--- Begin Dataset extract ---
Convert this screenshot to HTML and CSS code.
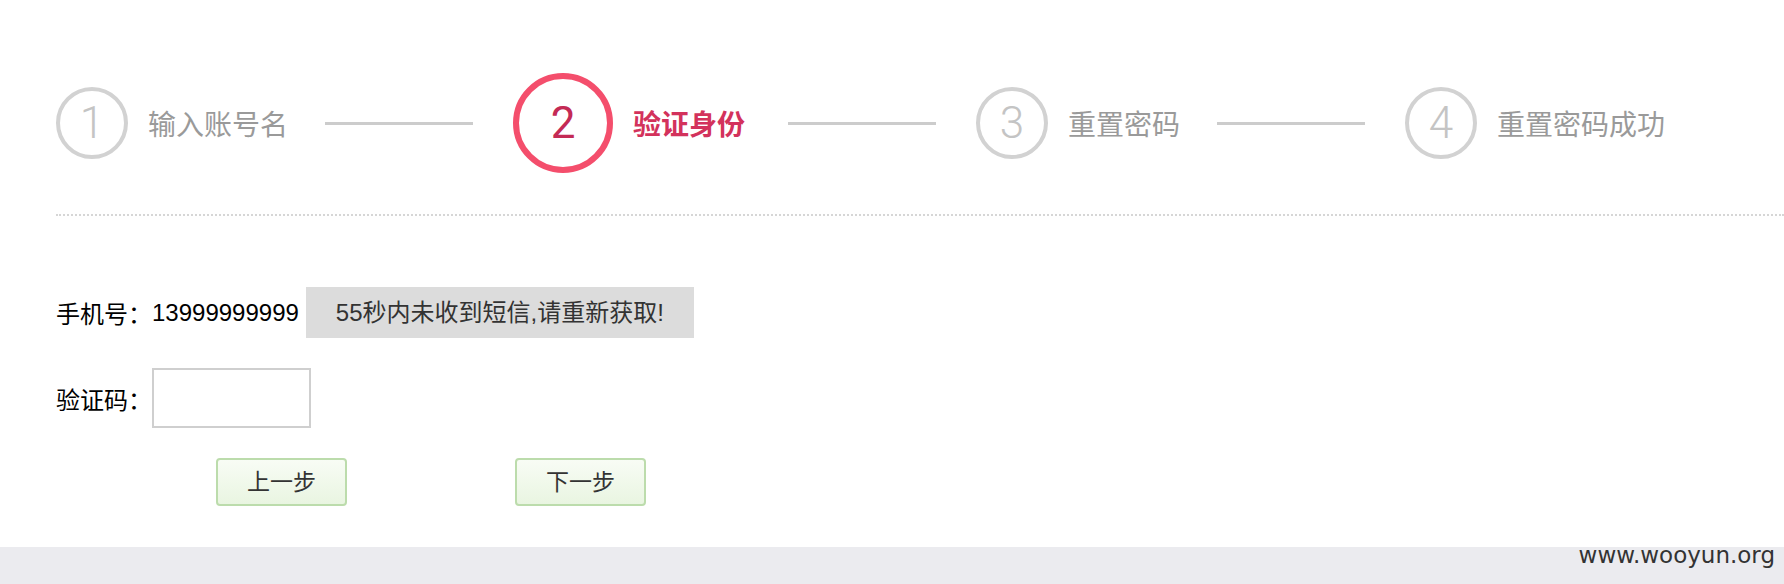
FILE: index.html
```html
<!DOCTYPE html>
<html lang="zh-CN">
<head>
<meta charset="utf-8">
<title>找回密码 - 验证身份</title>
<link rel="stylesheet" href="styles.css">
</head>
<body>
<div class="page">
  <div class="steps">
    <div class="step"><span class="num">1</span><span class="label">输入账号名</span></div>
    <span class="line"></span>
    <div class="step active"><span class="num">2</span><span class="label">验证身份</span></div>
    <span class="line"></span>
    <div class="step"><span class="num">3</span><span class="label">重置密码</span></div>
    <span class="line"></span>
    <div class="step"><span class="num">4</span><span class="label">重置密码成功</span></div>
  </div>
  <div class="divider"></div>
  <form class="form">
    <div class="row phone-row">
      <span class="field-label">手机号：</span><span class="phone">13999999999</span><span class="resend">55秒内未收到短信,请重新获取!</span>
    </div>
    <div class="row code-row">
      <label class="field-label" for="code">验证码：</label><input id="code" class="code" type="text">
    </div>
    <div class="actions">
      <button type="button" class="btn">上一步</button>
      <button type="button" class="btn next">下一步</button>
    </div>
  </form>
</div>
<footer class="footer"><span class="mark">www.wooyun.org</span></footer>
</body>
</html>
```

FILE: styles.css
```css
html, body {
  margin: 0;
  padding: 0;
  background: #fff;
}
body {
  font-family: "Liberation Sans", "Noto Sans CJK SC", sans-serif;
  color: #000;
}
.page {
  height: 547px;
  box-sizing: border-box;
  padding: 73px 0 0 56px;
}
.steps {
  display: flex;
  align-items: center;
  height: 100px;
}
.step {
  display: flex;
  align-items: center;
}
.num {
  width: 72px;
  height: 72px;
  box-sizing: border-box;
  border: 4px solid #d2d2d2;
  border-radius: 50%;
  display: flex;
  align-items: center;
  justify-content: center;
  font-family: Roboto, "Liberation Sans", sans-serif;
  font-weight: 300;
  font-size: 44px;
  color: #c4c4c4;
}
.step.active .num {
  width: 100px;
  height: 100px;
  border: 6px solid #f44e6c;
  color: #c42a55;
  font-weight: 400;
}
.label {
  margin-left: 20px;
  font-family: "Noto Sans CJK SC", sans-serif;
  font-size: 28px;
  color: #9a9a9a;
}
.step.active .label {
  margin-left: 20px;
  margin-right: 6px;
  color: #d3325c;
  font-weight: 700;
}
.line {
  width: 148px;
  height: 3px;
  background: #cccccc;
  margin: 0 40px 0 37px;
}
.divider {
  margin-top: 41px;
  border-top: 2px dotted #d6d6d6;
}
.form {
  margin: 71px 0 0;
}
.row {
  display: flex;
  align-items: center;
  font-size: 24px;
}
.phone-row {
  height: 51px;
}
.field-label {
  font-family: "Noto Sans CJK SC", sans-serif;
  color: #000;
}
.phone {
  color: #000;
}
.resend {
  margin-left: 7px;
  height: 51px;
  line-height: 51px;
  padding: 0 30px;
  background: #dcdcdc;
  color: #333;
}
.code-row {
  margin-top: 30px;
}
.code {
  width: 159px;
  height: 60px;
  box-sizing: border-box;
  margin: 0;
  padding: 0 6px;
  border: 2px solid #cfcfcf;
  font-size: 22px;
  outline: none;
}
.actions {
  margin-top: 30px;
  padding-left: 160px;
  display: flex;
}
.btn {
  width: 131px;
  height: 48px;
  box-sizing: border-box;
  border: 2px solid #bcdcac;
  border-radius: 4px;
  background: linear-gradient(#f8fcf5, #e9f5e1);
  font-family: "Noto Sans CJK SC", sans-serif;
  font-size: 23px;
  line-height: 1;
  color: #333;
  padding: 0 0 4px;
}
.btn.next {
  margin-left: 168px;
}
.footer {
  height: 37px;
  background: #ebebef;
  display: flex;
  justify-content: flex-end;
  align-items: flex-start;
  padding-right: 9px;
}
.mark {
  font-family: "DejaVu Sans", sans-serif;
  font-size: 23px;
  line-height: 22px;
  margin-top: -3px;
  color: #333;
}
```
--- End Dataset extract ---
• [Job]: Write out again every line above exactly as given; the pictures do not belong in the copy.

• [Exercise output]:
Convert this screenshot to HTML and CSS code.
FILE: index.html
```html
<!DOCTYPE html>
<html lang="zh-CN">
<head>
<meta charset="utf-8">
<title>找回密码 - 验证身份</title>
<link rel="stylesheet" href="styles.css">
</head>
<body>
<div class="page">
  <div class="steps">
    <div class="step"><span class="num">1</span><span class="label">输入账号名</span></div>
    <span class="line"></span>
    <div class="step active"><span class="num">2</span><span class="label">验证身份</span></div>
    <span class="line"></span>
    <div class="step"><span class="num">3</span><span class="label">重置密码</span></div>
    <span class="line"></span>
    <div class="step"><span class="num">4</span><span class="label">重置密码成功</span></div>
  </div>
  <div class="divider"></div>
  <form class="form">
    <div class="row phone-row">
      <span class="field-label">手机号：</span><span class="phone">13999999999</span><span class="resend">55秒内未收到短信,请重新获取!</span>
    </div>
    <div class="row code-row">
      <label class="field-label" for="code">验证码：</label><input id="code" class="code" type="text">
    </div>
    <div class="actions">
      <button type="button" class="btn">上一步</button>
      <button type="button" class="btn next">下一步</button>
    </div>
  </form>
</div>
<footer class="footer"><span class="mark">www.wooyun.org</span></footer>
</body>
</html>
```

FILE: styles.css
```css
html, body {
  margin: 0;
  padding: 0;
  background: #fff;
}
body {
  font-family: "Liberation Sans", "Noto Sans CJK SC", sans-serif;
  color: #000;
}
.page {
  height: 547px;
  box-sizing: border-box;
  padding: 73px 0 0 56px;
}
.steps {
  display: flex;
  align-items: center;
  height: 100px;
}
.step {
  display: flex;
  align-items: center;
}
.num {
  width: 72px;
  height: 72px;
  box-sizing: border-box;
  border: 4px solid #d2d2d2;
  border-radius: 50%;
  display: flex;
  align-items: center;
  justify-content: center;
  font-family: Roboto, "Liberation Sans", sans-serif;
  font-weight: 300;
  font-size: 44px;
  color: #c4c4c4;
}
.step.active .num {
  width: 100px;
  height: 100px;
  border: 6px solid #f44e6c;
  color: #c42a55;
  font-weight: 400;
}
.label {
  margin-left: 20px;
  font-family: "Noto Sans CJK SC", sans-serif;
  font-size: 28px;
  color: #9a9a9a;
}
.step.active .label {
  margin-left: 20px;
  margin-right: 6px;
  color: #d3325c;
  font-weight: 700;
}
.line {
  width: 148px;
  height: 3px;
  background: #cccccc;
  margin: 0 40px 0 37px;
}
.divider {
  margin-top: 41px;
  border-top: 2px dotted #d6d6d6;
}
.form {
  margin: 71px 0 0;
}
.row {
  display: flex;
  align-items: center;
  font-size: 24px;
}
.phone-row {
  height: 51px;
}
.field-label {
  font-family: "Noto Sans CJK SC", sans-serif;
  color: #000;
}
.phone {
  color: #000;
}
.resend {
  margin-left: 7px;
  height: 51px;
  line-height: 51px;
  padding: 0 30px;
  background: #dcdcdc;
  color: #333;
}
.code-row {
  margin-top: 30px;
}
.code {
  width: 159px;
  height: 60px;
  box-sizing: border-box;
  margin: 0;
  padding: 0 6px;
  border: 2px solid #cfcfcf;
  font-size: 22px;
  outline: none;
}
.actions {
  margin-top: 30px;
  padding-left: 160px;
  display: flex;
}
.btn {
  width: 131px;
  height: 48px;
  box-sizing: border-box;
  border: 2px solid #bcdcac;
  border-radius: 4px;
  background: linear-gradient(#f8fcf5, #e9f5e1);
  font-family: "Noto Sans CJK SC", sans-serif;
  font-size: 23px;
  line-height: 1;
  color: #333;
  padding: 0 0 4px;
}
.btn.next {
  margin-left: 168px;
}
.footer {
  height: 37px;
  background: #ebebef;
  display: flex;
  justify-content: flex-end;
  align-items: flex-start;
  padding-right: 9px;
}
.mark {
  font-family: "DejaVu Sans", sans-serif;
  font-size: 23px;
  line-height: 22px;
  margin-top: -3px;
  color: #333;
}
```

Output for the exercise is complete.